Bear Family Trees…

Mama Bear ain’t doing great ya’ll. I decided a few weeks ago my health really needed to be addressed. I had used the excuse of the plague to not address anything going on. The people that have Covid, need medical care more than I do… In the process of figuring out how to get healthy I had to address how NOT healthy I am currently. I was devastated when the thing I thought was wrong was fine (hello crazy, nice of you to chime in again). It was worse when tests revealed I am prediabetic and my triglicer-something or another is wacky high and my other good something or another is low. How does my dramatic brain take that information? I’m a ticking time bomb! I’m going to die and leave my kids without a mom and they will turn into monsters and part of the problem of society instead of the solution and…Bless. As this information came to light, my Uncle was rushed to the hospital that turned out to be kidney failure from, drum roll please, complications of diabetes. That didn’t exactly help my crazy spiral.

I went home that night mad as all h-e-double hockey sticks. I was screaming and sobbing. I workout like crazy trying to lose weight and I literally tear my body apart. I’ve had an ankle reconstruction and torn MCL. The weight stays. I adjust my diet and drink enough water to drown a fish and nothing. My husband had been so supportive. He suggested surgery. I’m not sure I’m ready to make that leap. The next morning I did a v-log. Felt weird. I ended up deleting it. I’ve always been more of a words person.

I went to see my Mama and Papa Bear this weekend and in conversations with Mama she revealed that my Grandmother, Father and now 3 uncles (on my father’s side) all had/have type 2 diabetes. My grandfather on my Mom’s side also had it. I didn’t think type 2 was genetic but as I researched more, surprise surprise surprise, it is. I’m a nut on my families’ crazy tree. Genetically inhibited and attached to another object by an incline plane wrapped helically around an axis (thank you Big Bang Theory for my favorite way to say screwed).

So, now what. Yesterday, I took my first dose of Metformin to try and regulate my blood sugar. Later, I crawled into the bed into the fetal position. Exhausted. Defeated. Sad. Then I started having a panic attack. I laid there and weighed the options of taking an anxiety/sleep med combo nappy and getting out of bed and doing something about my life. I chose getting out of bed. I went downstairs and started painting the room that we’re turning into a gym. My brain is still reeling of everything I feel I should be doing for this situation but not really getting anywhere. I need to understand that even IF my body does start letting go of this weight, I might turn out to be type 2. I need to understand that I’m almost 40 years old and my body doesn’t like letting go of weight.

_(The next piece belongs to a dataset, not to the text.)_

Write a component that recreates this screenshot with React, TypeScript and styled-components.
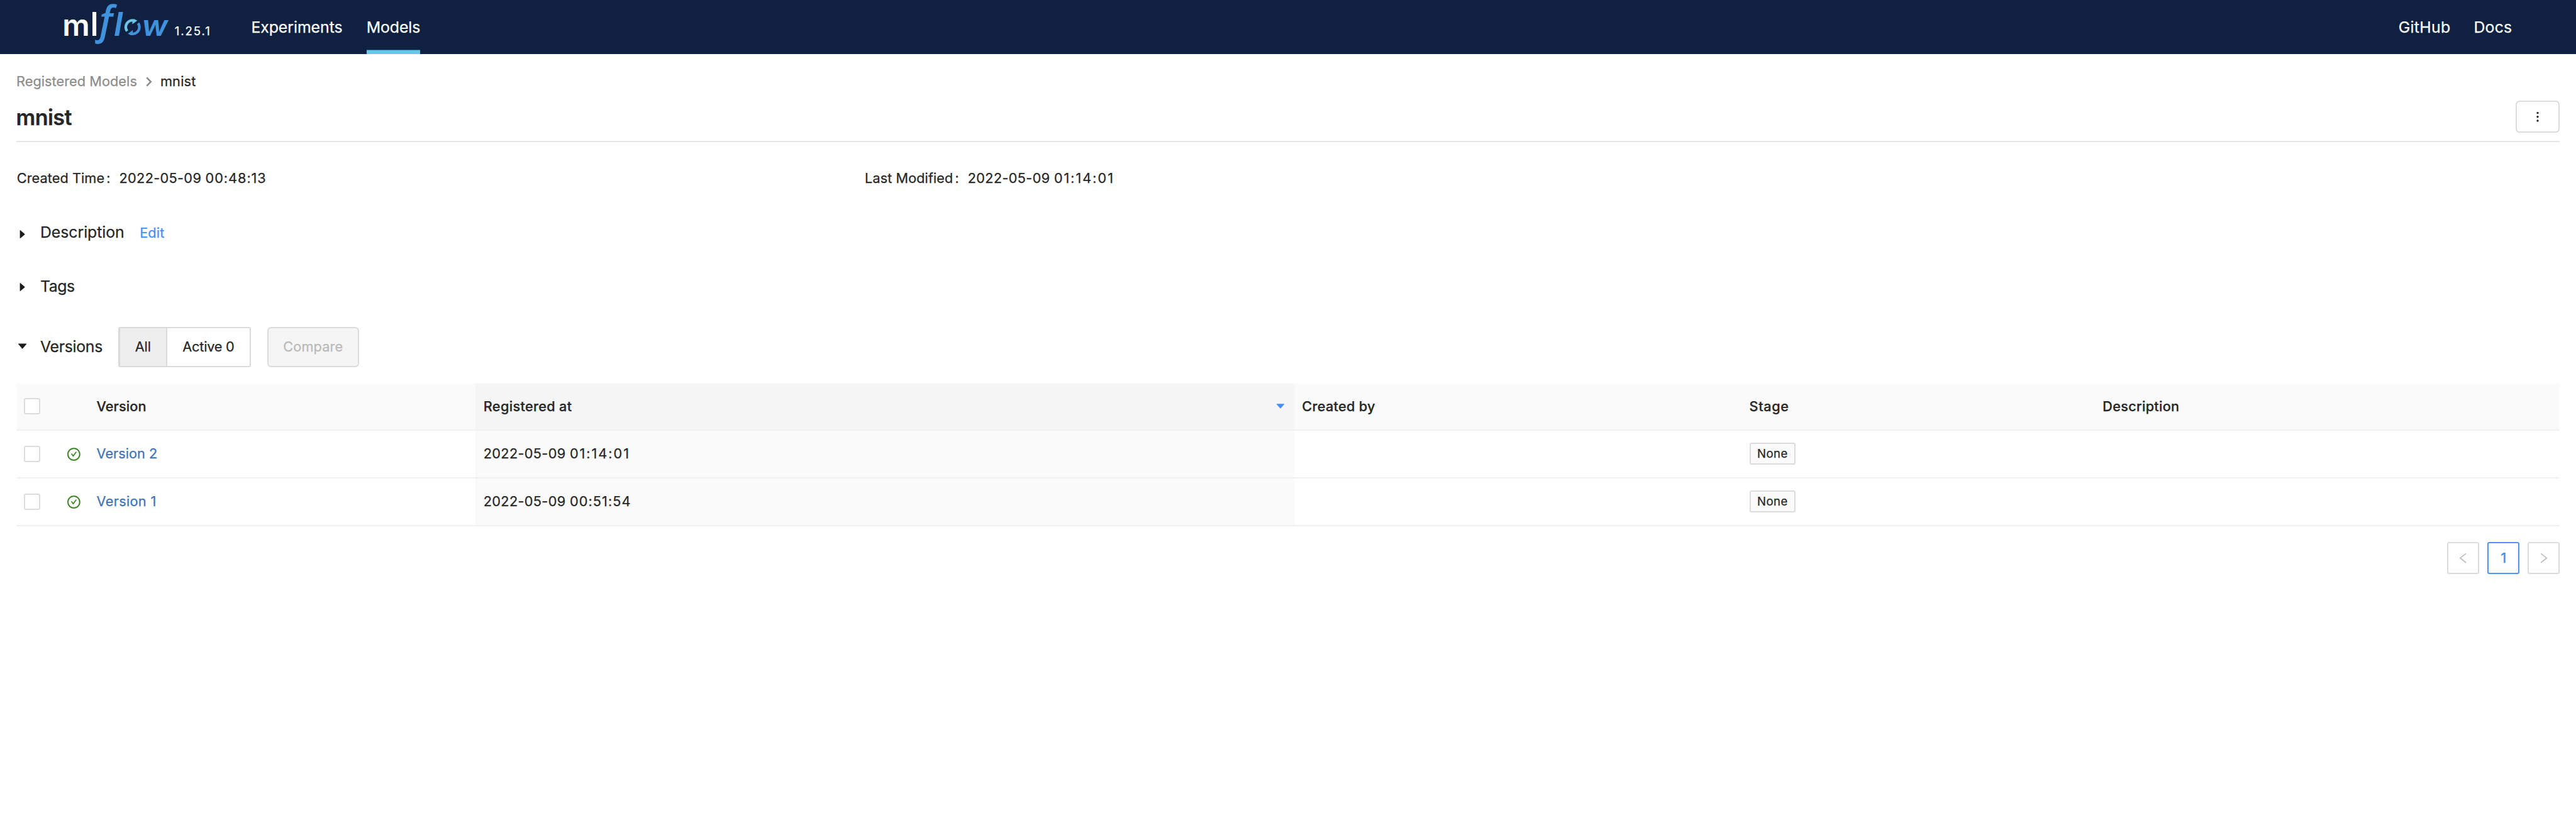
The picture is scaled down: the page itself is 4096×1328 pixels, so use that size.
import React from "react";
import styled, { createGlobalStyle } from "styled-components";

const GlobalStyle = createGlobalStyle`
  *, *::before, *::after { box-sizing: border-box; }
  body {
    margin: 0;
    background: #fff;
    color: #262626;
    font-family: Inter, "Liberation Sans", sans-serif;
    font-size: 21.73px;
    line-height: 35.2px;
    -webkit-text-stroke: 0.25px;
  }
`;

/* ---------- header ---------- */

const Header = styled.header`
  display: flex;
  align-items: center;
  height: 86.4px;
  padding: 0 101.6px 0 102.4px;
  background: #102040;
  color: #fff;
`;

const Logo = styled.svg`
  display: block;
  flex: none;
  align-self: flex-start;
  margin-top: 4.8px;
  width: 166.4px;
  height: 67.2px;
  overflow: visible;
  -webkit-text-stroke: 0;
`;

const AppVersion = styled.span`
  width: 57.6px;
  margin-left: 9px;
  padding-top: 13.6px;
  font-size: 18.62px;
  letter-spacing: 1.91px;
`;

const Nav = styled.nav<{ $gap: number; $start: number | "auto" }>`
  display: flex;
  gap: ${(p) => p.$gap}px;
  height: 100%;
  margin-left: ${(p) => (p.$start === "auto" ? "auto" : `${p.$start}px`)};
`;

const NavLink = styled.a<{ $active?: boolean; $tracking?: number }>`
  display: flex;
  align-items: center;
  height: 100%;
  font-size: 24.83px;
  letter-spacing: ${(p) => p.$tracking ?? 0}px;
  box-shadow: ${(p) => (p.$active ? "inset 0 -6.4px 0 #6bc5e8" : "none")};
`;

/* ---------- page ---------- */

const Page = styled.main`
  display: flex;
  flex-direction: column;
  padding: 25.6px 25.6px 0;
`;

const Breadcrumb = styled.div`
  display: flex;
  align-items: center;
  height: 35.2px;
`;

const Crumb = styled.span<{ $muted?: boolean; $tracking: number }>`
  padding-left: ${(p) => (p.$muted ? 0.4 : 0)}px;
  color: ${(p) => (p.$muted ? "#8c8c8c" : "inherit")};
  letter-spacing: ${(p) => p.$tracking}px;
`;

const CrumbChevron = styled.svg`
  flex: none;
  width: 9.6px;
  height: 16px;
  margin: 0 13.4px 0 14px;
`;

const TitleBar = styled.div`
  display: flex;
  align-items: center;
  justify-content: space-between;
  margin-top: 12.8px;
  padding-bottom: 12.8px;
  border-bottom: 2px solid #e6e6e6;
`;

const Title = styled.h1`
  margin: 0;
  padding-top: 2.4px;
  font-size: 34.14px;
  font-weight: 600;
  letter-spacing: -0.6px;
`;

const MenuButton = styled.button`
  display: flex;
  align-items: center;
  justify-content: center;
  width: 70.4px;
  height: 51.2px;
  padding: 0;
  border: 2px solid #dcdcdc;
  border-radius: 6.4px;
  background: #fff;
  box-shadow: 0 3.2px 0 rgba(0, 0, 0, 0.016);
`;

const Metadata = styled.dl`
  display: grid;
  grid-template-columns: repeat(3, 1fr);
  margin: 39.7px 0 0;
`;

const MetaItem = styled.div`
  display: flex;
  padding-left: 1.2px;
`;

const MetaLabel = styled.dt`
  letter-spacing: 0.06px;
`;

const MetaColon = styled.span`
  width: 23.3px;
  padding-left: 3px;
`;

const MetaValue = styled.dd`
  margin: 0;
`;

const DatePart = styled.span`
  white-space: pre;
  letter-spacing: 0.32px;
`;

const TimePart = styled.span<{ $tracking: number }>`
  letter-spacing: ${(p) => p.$tracking}px;
`;

const Section = styled.section<{ $top: number; $height: number }>`
  display: flex;
  align-items: center;
  height: ${(p) => p.$height}px;
  margin-top: ${(p) => p.$top}px;
`;

const SectionHeading = styled.div`
  display: flex;
  align-items: baseline;
`;

const SectionCaret = styled.svg<{ $shift: number }>`
  display: block;
  flex: none;
  width: 19.2px;
  height: 19.2px;
  margin: ${(p) => p.$shift}px 19.2px 0 0;
`;

const SectionTitle = styled.span<{ $tracking?: number }>`
  font-size: 24.83px;
  letter-spacing: ${(p) => p.$tracking ?? 0}px;
`;

const EditLink = styled.a`
  margin-left: 24.4px;
  color: #4390f7;
  letter-spacing: 0.13px;
`;

const Segmented = styled.div`
  display: flex;
  height: 64px;
  margin-left: 24.6px;
`;

const Segment = styled.button<{ $selected?: boolean; $width: number; $tracking: number }>`
  width: ${(p) => p.$width}px;
  height: 100%;
  padding: 0;
  border: 2px solid #dadada;
  border-left-width: ${(p) => (p.$selected ? 3 : 2)}px;
  border-right-width: ${(p) => (p.$selected ? 0 : 2)}px;
  border-radius: ${(p) => (p.$selected ? "3.2px 0 0 3.2px" : "0 3.2px 3.2px 0")};
  background: ${(p) => (p.$selected ? "#eeeeee" : "#fff")};
  color: #262626;
  font: inherit;
  letter-spacing: ${(p) => p.$tracking}px;
`;

const CompareButton = styled.button`
  width: 145.6px;
  height: 64px;
  margin-left: 26px;
  padding: 0;
  border: 2px solid #dcdcdc;
  border-radius: 6.4px;
  background: #f5f5f5;
  color: #b9b9b9;
  font: inherit;
  letter-spacing: 0.1px;
`;

/* ---------- table ---------- */

const Table = styled.div`
  margin-top: 25.6px;
`;

const Row = styled.div<{ $head?: boolean }>`
  display: grid;
  grid-template-columns: 68.8px 46.4px 615.2px 1301.6px 711.2px 561.8px 1fr;
  height: ${(p) => (p.$head ? 75.2 : 76)}px;
  border-radius: ${(p) => (p.$head ? "3.2px 3.2px 0 0" : "0")};
  background: ${(p) => (p.$head ? "#fafafa" : "transparent")};
  font-weight: ${(p) => (p.$head ? 500 : 400)};
`;

const Cell = styled.div<{ $fill?: string; $tracking?: number }>`
  display: flex;
  align-items: center;
  justify-content: space-between;
  padding: 0 12.8px;
  border-bottom: 2px solid #f1f1f1;
  background: ${(p) => p.$fill ?? "transparent"};
  letter-spacing: ${(p) => p.$tracking ?? 0}px;
`;

const Checkbox = styled.span`
  width: 25.6px;
  height: 25.6px;
  border: 2px solid #dcdcdc;
  border-radius: 3.2px;
  background: #fff;
`;

const StatusIcon = styled.svg`
  display: block;
  flex: none;
  width: 20.8px;
  height: 20.8px;
  margin-top: 1.2px;
  stroke: #34821f;
  stroke-width: 12px;
`;

const SortCaret = styled.svg`
  display: block;
  width: 18px;
  height: 18px;
`;

const VersionLink = styled.a<{ $tracking: number }>`
  color: #3c74ba;
  letter-spacing: ${(p) => p.$tracking}px;
`;

const StageTag = styled.span`
  display: flex;
  align-items: center;
  justify-content: center;
  width: 73.6px;
  height: 35.2px;
  border: 2px solid #dcdcdc;
  border-radius: 3.2px;
  background: #fafafa;
  font-size: 18.62px;
  letter-spacing: 0.4px;
`;

/* ---------- pagination ---------- */

const Pagination = styled.div`
  display: flex;
  justify-content: flex-end;
  gap: 12.8px;
  margin-top: 25.6px;
`;

const PageButton = styled.button<{ $current?: boolean }>`
  display: flex;
  align-items: center;
  justify-content: center;
  width: 51.2px;
  height: 51.2px;
  padding: 0;
  border: 2px solid ${(p) => (p.$current ? "#4a94f8" : "#dcdcdc")};
  border-radius: 3.2px;
  background: #fff;
  color: #4390f7;
  font: inherit;
  font-weight: 500;
`;

const ArrowIcon = styled.svg`
  display: block;
  width: 19.2px;
  height: 19.2px;
`;

const CARET_RIGHT =
  "M715.8 493.5L335 165.1c-14.2-12.2-35-1.2-35 18.5v656.8c0 19.7 20.8 30.7 35 18.5l380.8-328.4c10.9-9.4 10.9-27.6 0-37z";
const CARET_DOWN =
  "M840.4 300H183.6c-19.7 0-30.7 20.8-18.5 35l328.4 380.8c9.4 10.9 27.5 10.9 37 0L858.9 335c12.2-14.2 1.2-35-18.5-35z";
const ARROW_LEFT =
  "M724 218.3V141c0-6.7-7.7-10.4-12.9-6.3L260.3 486.8a31.86 31.86 0 000 50.3l450.8 352.1c5.3 4.1 12.9.4 12.9-6.3v-77.3c0-4.9-2.3-9.6-6.1-12.6l-360-281 360-281.1c3.8-3 6.1-7.7 6.1-12.6z";
const ARROW_RIGHT =
  "M765.7 486.8L314.9 134.7A7.97 7.97 0 00302 141v77.3c0 4.9 2.3 9.6 6.1 12.6l360 281.1-360 281.1c-3.9 3-6.1 7.7-6.1 12.6V883c0 6.7 7.7 10.4 12.9 6.3l450.8-352.1a31.96 31.96 0 000-50.4z";

function MlflowLogo() {
  return (
    <Logo viewBox="0 0 208 84">
      <g fontFamily="Inter, sans-serif" fontWeight={600} fontSize={100}>
        <text fill="#fff" transform="matrix(.603 0 0 .595 -3.6 64.7)">m</text>
        <text fill="#fff" transform="matrix(.6 0 0 .653 52.1 64.7)">l</text>
        <text fill="#4192dc" fontFamily="'Open Sans', sans-serif" fontStyle="italic" transform="matrix(.763 0 0 .792 69.9 63)">f</text>
        <text fill="#4192dc" fontStyle="italic" transform="matrix(.68 0 0 .66 98.8 64.7)">l</text>
        <text fill="#4192dc" fontStyle="italic" transform="matrix(.617 0 0 .576 154.3 64.7)">w</text>
      </g>
      <g fill="#6cc5e6">
        <path d="M125.1 55.6A13.4 13.4 0 0 1 139.5 34.8" fill="none" stroke="#6cc5e6" strokeWidth={5.6} />
        <path d="M139 31.7L145.5 34.6L135.4 41.9L135.8 36Z" />
      </g>
      <g fill="#4192dc" transform="rotate(180 136 47.7)">
        <path d="M125.1 55.6A13.4 13.4 0 0 1 139.5 34.8" fill="none" stroke="#4192dc" strokeWidth={5.6} />
        <path d="M139 31.7L145.5 34.6L135.4 41.9L135.8 36Z" />
      </g>
    </Logo>
  );
}

function Timestamp({ date, time, tracking }: { date: string; time: string; tracking: number }) {
  return (
    <span>
      <DatePart>{date + " "}</DatePart>
      <TimePart $tracking={tracking}>{time}</TimePart>
    </span>
  );
}

const versions = [
  { name: "Version 2", nameTracking: 0, date: "2022-05-09", time: "01:14:01", tracking: 1.95, stage: "None" },
  { name: "Version 1", nameTracking: 0.3, date: "2022-05-09", time: "00:51:54", tracking: 1.06, stage: "None" },
];

export default function App() {
  return (
    <>
      <GlobalStyle />
      <Header>
        <MlflowLogo />
        <AppVersion>1.25.1</AppVersion>
        <Nav $gap={38.2} $start={64}>
          <NavLink $tracking={-0.06}>Experiments</NavLink>
          <NavLink $active $tracking={-0.1}>Models</NavLink>
        </Nav>
        <Nav $gap={37} $start="auto">
          <NavLink $tracking={0.29}>GitHub</NavLink>
          <NavLink $tracking={0.2}>Docs</NavLink>
        </Nav>
      </Header>

      <Page>
        <Breadcrumb>
          <Crumb $muted $tracking={0.046}>Registered Models</Crumb>
          <CrumbChevron viewBox="0 0 9.6 16">
            <path d="M1.3 1.3L7.8 8L1.3 14.7" fill="none" stroke="#8c8c8c" strokeWidth={2.6} />
          </CrumbChevron>
          <Crumb $tracking={0.195}>mnist</Crumb>
        </Breadcrumb>

        <TitleBar>
          <Title>mnist</Title>
          <MenuButton>
            <svg width="6" height="18" viewBox="0 0 6 18" fill="#262626">
              <circle cx="3" cy="2.6" r="1.7" />
              <circle cx="3" cy="8.8" r="1.7" />
              <circle cx="3" cy="15" r="1.7" />
            </svg>
          </MenuButton>
        </TitleBar>

        <Metadata>
          <MetaItem>
            <MetaLabel>Created Time</MetaLabel>
            <MetaColon>:</MetaColon>
            <MetaValue><Timestamp date="2022-05-09" time="00:48:13" tracking={0.93} /></MetaValue>
          </MetaItem>
          <MetaItem>
            <MetaLabel>Last Modified</MetaLabel>
            <MetaColon>:</MetaColon>
            <MetaValue><Timestamp date="2022-05-09" time="01:14:01" tracking={1.95} /></MetaValue>
          </MetaItem>
        </Metadata>

        <Section $top={49.3} $height={40}>
          <SectionCaret $shift={5.2} viewBox="0 0 1024 1024" fill="#1c1c1c"><path d={CARET_RIGHT} /></SectionCaret>
          <SectionHeading>
            <SectionTitle $tracking={-0.05}>Description</SectionTitle>
            <EditLink>Edit</EditLink>
          </SectionHeading>
        </Section>

        <Section $top={45.6} $height={40}>
          <SectionCaret $shift={2} viewBox="0 0 1024 1024" fill="#1c1c1c"><path d={CARET_RIGHT} /></SectionCaret>
          <SectionTitle $tracking={-0.42}>Tags</SectionTitle>
        </Section>

        <Section $top={44.2} $height={64}>
          <SectionCaret $shift={-3.4} viewBox="0 0 1024 1024" fill="#1c1c1c"><path d={CARET_DOWN} /></SectionCaret>
          <SectionTitle $tracking={-0.31}>Versions</SectionTitle>
          <Segmented>
            <Segment $selected $width={76.4} $tracking={-0.12}>All</Segment>
            <Segment $width={135} $tracking={-0.21}>Active 0</Segment>
          </Segmented>
          <CompareButton disabled>Compare</CompareButton>
        </Section>

        <Table>
          <Row $head>
            <Cell><Checkbox /></Cell>
            <Cell />
            <Cell $tracking={0.03}>Version</Cell>
            <Cell $fill="#f5f5f5" $tracking={0.3}>
              Registered at
              <SortCaret viewBox="0 0 1024 1024" fill="#4390f7"><path d={CARET_DOWN} /></SortCaret>
            </Cell>
            <Cell $tracking={0.26}>Created by</Cell>
            <Cell $tracking={0.6}>Stage</Cell>
            <Cell $tracking={0.25}>Description</Cell>
          </Row>
          {versions.map((v) => (
            <Row key={v.name}>
              <Cell><Checkbox /></Cell>
              <Cell>
                <StatusIcon viewBox="58 58 908 908" fill="#34821f">
                  <path d="M699 353h-46.9c-10.2 0-19.9 4.9-25.9 13.3L469 584.3l-71.2-98.8c-6-8.3-15.6-13.3-25.9-13.3H325c-6.5 0-10.3 7.4-6.5 12.7l124.6 172.8a31.8 31.8 0 0051.7 0l210.6-292c3.9-5.3.1-12.7-6.4-12.7z" />
                  <path d="M512 64C264.6 64 64 264.6 64 512s200.6 448 448 448 448-200.6 448-448S759.4 64 512 64zm0 820c-205.4 0-372-166.6-372-372s166.6-372 372-372 372 166.6 372 372-166.6 372-372 372z" />
                </StatusIcon>
              </Cell>
              <Cell><VersionLink $tracking={v.nameTracking}>{v.name}</VersionLink></Cell>
              <Cell $fill="#fafafa">
                <Timestamp date={v.date} time={v.time} tracking={v.tracking} />
              </Cell>
              <Cell />
              <Cell><StageTag>{v.stage}</StageTag></Cell>
              <Cell />
            </Row>
          ))}
        </Table>

        <Pagination>
          <PageButton>
            <ArrowIcon viewBox="64 64 896 896" fill="#bfbfbf"><path d={ARROW_LEFT} /></ArrowIcon>
          </PageButton>
          <PageButton $current>1</PageButton>
          <PageButton>
            <ArrowIcon viewBox="64 64 896 896" fill="#bfbfbf"><path d={ARROW_RIGHT} /></ArrowIcon>
          </PageButton>
        </Pagination>
      </Page>
    </>
  );
}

At this point. I’ve started the medication. I’m working on making my nutrition better. There’s always and definitely room for improvement. I have another doctor appointment in two weeks and hopefully getting a glucose monitor and all of its accessories to track my sugars. I’m going to keep working on my gym and then working out once its put together. Its time to fight, just adjust strategy. Philippians 4:13, I can do all things through Christ who strengthens me. I have cubs to lead, love and care for as long as God blesses me with this life. Please strengthen this Mama Bear, Lord.